Now, that is the general outline of the situation. Here, at this point [indicating] the Bering coal field-is high-grade coal, near Controller Bay. Here [indicating] is the Matanuska coal, the highgrade anthracite and bituminous coal. It is proposed to build a branch into that.

Senator LIPPITT. Where does the present Copper River Railroad run?

Mr. WICKERSHAM. The Copper River & Northwestern Railway runs along here [indicating], up the Copper River, and turns east up the Chitina River and to Kennicott.

Senator LIPPITT. So that system marked in red connects with the Copper River road?

Mr. WICKERSHAM. That short branch is 38 miles long, and connects with the Copper River Railroad. I want to call your attention now to two features

The ACTING CHAIRMAN. You did not name the other coal field.

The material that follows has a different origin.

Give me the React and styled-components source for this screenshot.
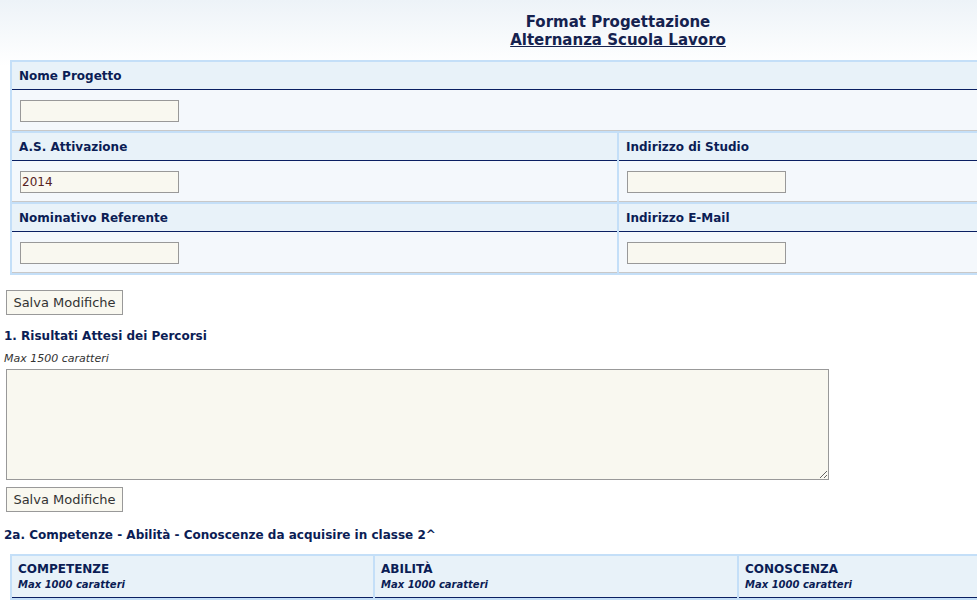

Mr. WICKERSHAM. It is the Nenana coal field. I want to call your attention to this fact, that these proposed railroads proposed by the commission, for I do not propose any, and neither does Senator Chamberlain's bill; Senator Chamberlain's bill does not provide that the President of the United States shall build any one of these proposed roads, but leaves the President absolute authority to locate such roads in Alaska as he pleases, after an examination. He may build these roads, or he may build others, but the bill does not require him to do so. I call your attention, first, to the fact that these proposed roads are in the vicinity of the population of Alaska. Here [indicating] is a population of 20,078. Here is a population of 16,711, making nearly 37,000-something over 36,000 population, out of a total of 63,000, and all on the immediate lines of road proposed by the railway commission.

The ACTING CHAIRMAN. That is in the third and fourth divisions?